The tech-wiz using AI tutors for hard and soft skills

Mordy Golding, a 54-year-old professional with a background in graphic design and product management at Adobe and LinkedIn, loves AI tutors too. He even uses Claude AI up to 30 times a day. 

“This is the closest that I found so far to having a live, intelligent coach watching what you're doing and helping you along in the slow work,” Golding tells Fortune. “You have this coach that can pretty much talk you through any application, and help you figure things out, where you're no longer going to get stuck.”

Golding leverages a lot of AI tools to enhance his technical and communication skills, and he shares those lessons with his over 15,000 LinkedIn followers. He says he uses ChatGPT, Claude’s $20 model, Granola, and Gemini, among others.

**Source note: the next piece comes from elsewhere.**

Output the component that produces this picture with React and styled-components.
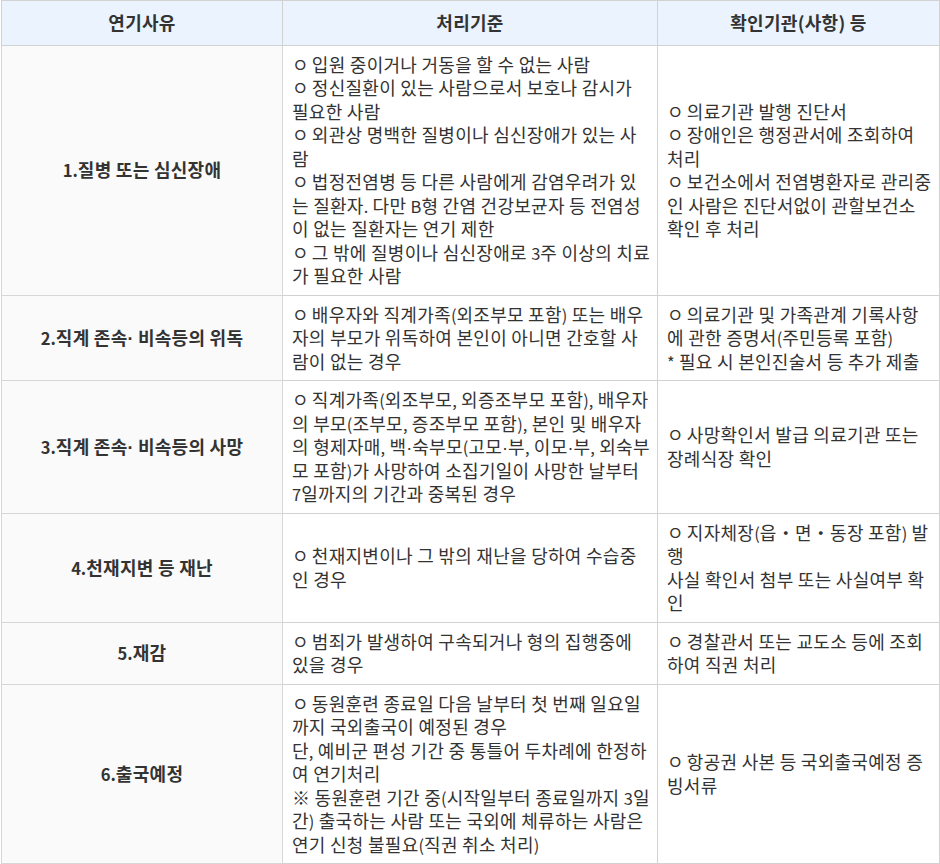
import React from "react";
import styled, { createGlobalStyle } from "styled-components";

const Global = createGlobalStyle`
  html, body { margin: 0; padding: 0; background: #ffffff; }
  body { font-family: "Noto Sans CJK KR", "Noto Sans", sans-serif; }
`;

const Wrap = styled.div`
  padding: 0 1px;
`;

const Table = styled.table`
  width: 938px;
  border-collapse: collapse;
  table-layout: fixed;
  border: 1px solid #c8c8c8;
  font-family: "Noto Sans CJK KR", "Noto Sans", sans-serif;
  font-size: 18px;
  line-height: 23.5px;
  letter-spacing: 0.28px;
  color: #333333;
`;

const Th = styled.th`
  background: #eaf3fe;
  font-weight: 700;
  text-align: center;
  vertical-align: middle;
  padding: 10px 8px;
  border: 1px solid #d2d2d2;
  color: #333333;
`;

const Reason = styled.td`
  background: #fafafa;
  font-weight: 700;
  text-align: center;
  vertical-align: middle;
  padding: 7px 8px;
  border: 1px solid #d6d6d6;
`;

const Cell = styled.td`
  background: #ffffff;
  text-align: left;
  vertical-align: middle;
  padding: 7px 6px 7px 9px;
  border: 1px solid #d2d2d2;
  word-break: normal;
`;

const Bullet = styled.span`
  padding-right: 3px;
`;

const Latin = styled.span`
  font-size: 16.5px;
  line-height: 1;
  letter-spacing: 0;
`;

const Dot = styled.span`
  font-family: "Liberation Sans", "Noto Sans", sans-serif;
  line-height: 1;
  letter-spacing: 0;
`;

const rows = [
  {
    reason: "1.질병 또는 심신장애",
    rule: [
      "ㅇ입원 중이거나 거동을 할 수 없는 사람",
      "ㅇ정신질환이 있는 사람으로서 보호나 감시가 필요한 사람",
      "ㅇ외관상 명백한 질병이나 심신장애가 있는 사람",
      "ㅇ법정전염병 등 다른 사람에게 감염우려가 있는 질환자. 다만 B형 간염 건강보균자 등 전염성이 없는 질환자는 연기 제한",
      "ㅇ그 밖에 질병이나 심신장애로 3주 이상의 치료가 필요한 사람",
    ],
    check: [
      "ㅇ의료기관 발행 진단서",
      "ㅇ장애인은 행정관서에 조회하여 처리",
      "ㅇ보건소에서 전염병환자로 관리중인 사람은 진단서없이 관할보건소 확인 후 처리",
    ],
  },
  {
    reason: "2.직계 존속· 비속등의 위독",
    rule: [
      "ㅇ배우자와 직계가족(외조부모 포함) 또는 배우자의 부모가 위독하여 본인이 아니면 간호할 사람이 없는 경우",
    ],
    check: [
      "ㅇ의료기관 및 가족관계 기록사항에 관한 증명서(주민등록 포함)",
      "* 필요 시 본인진술서 등 추가 제출",
    ],
  },
  {
    reason: "3.직계 존속· 비속등의 사망",
    rule: [
      "ㅇ직계가족(외조부모, 외증조부모 포함), 배우자의 부모(조부모, 증조부모 포함), 본인 및 배우자의 형제자매, 백·숙부모(고모·부, 이모·부, 외숙부모 포함)가 사망하여 소집기일이 사망한 날부터 7일까지의 기간과 중복된 경우",
    ],
    check: ["ㅇ사망확인서 발급 의료기관 또는 장례식장 확인"],
  },
  {
    reason: "4.천재지변 등 재난",
    rule: ["ㅇ천재지변이나 그 밖의 재난을 당하여 수습중인 경우"],
    check: [
      "ㅇ지자체장(읍・면・동장 포함) 발행",
      "사실 확인서 첨부 또는 사실여부 확인",
    ],
  },
  {
    reason: "5.재감",
    rule: ["ㅇ범죄가 발생하여 구속되거나 형의 집행중에 있을 경우"],
    check: ["ㅇ경찰관서 또는 교도소 등에 조회하여 직권 처리"],
  },
  {
    reason: "6.출국예정",
    rule: [
      "ㅇ동원훈련 종료일 다음 날부터 첫 번째 일요일까지 국외출국이 예정된 경우",
      "단, 예비군 편성 기간 중 통틀어 두차례에 한정하여 연기처리",
      "※ 동원훈련 기간 중(시작일부터 종료일까지 3일간) 출국하는 사람 또는 국외에 체류하는 사람은 연기 신청 불필요(직권 취소 처리)",
    ],
    check: ["ㅇ항공권 사본 등 국외출국예정 증빙서류"],
  },
];

// Latin letters, digits and ASCII punctuation are set a little smaller than Hangul
const TOKEN = /([A-Za-z0-9(),.*]+|·)/;

const Text = ({ children }) =>
  children
    .split(TOKEN)
    .filter((p) => p !== "")
    .map((p, i) => {
      if (p === "·") return <Dot key={i}>·</Dot>;
      if (/^[A-Za-z0-9(),.*]+$/.test(p)) return <Latin key={i}>{p}</Latin>;
      return <React.Fragment key={i}>{p}</React.Fragment>;
    });

const Line = ({ text }) => {
  if (text.startsWith("ㅇ")) {
    return (
      <>
        <Bullet>ㅇ</Bullet>
        <Text>{text.slice(1)}</Text>
      </>
    );
  }
  return <Text>{text}</Text>;
};

const Lines = ({ items }) =>
  items.map((t, i) => (
    <React.Fragment key={i}>
      {i > 0 && <br />}
      <Line text={t} />
    </React.Fragment>
  ));

export default function App() {
  return (
    <>
      <Global />
      <Wrap>
        <Table>
          <colgroup>
            <col style={{ width: "281px" }} />
            <col style={{ width: "375px" }} />
            <col style={{ width: "282px" }} />
          </colgroup>
          <thead>
            <tr>
              <Th>연기사유</Th>
              <Th>처리기준</Th>
              <Th>확인기관(사항) 등</Th>
            </tr>
          </thead>
          <tbody>
            {rows.map((r) => (
              <tr key={r.reason}>
                <Reason>
                  <Text>{r.reason}</Text>
                </Reason>
                <Cell>
                  <Lines items={r.rule} />
                </Cell>
                <Cell>
                  <Lines items={r.check} />
                </Cell>
              </tr>
            ))}
          </tbody>
        </Table>
      </Wrap>
    </>
  );
}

And they range vastly in how they optimize his life. Granola helps him take meeting notes and can draw upon them to digest a lot of information at once; Claude distills insights from documents, and tracks the chatbot conversations they have over time; and through his camera, Gemini can analyze his body movements, tone, and speech to make suggestions for real-life situations. 

“Before, I could really only hold two things at a time in my head. But now I can juggle six or seven things at a time,” Golding says. “I find that incredibly valuable.”

Beyond AI tutors being at everyone’s fingertips—in many cases with no subscription required—users tout the benefit of a non-judgemental coach. The technology can make the experience of learning more comfortable for those who may be hesitant to learn something new. It can be daunting to chase a new skill, and AI tutors can take away some of that anxiety. 

“If we're at work and we don't understand something, we're embarrassed to ask, because that means we’re admitting that we don't know something,” Mordy says. “When you're working with an AI, you can ask the AI anything. It doesn't run out of patience. It doesn't get annoyed when you ask stupid questions.”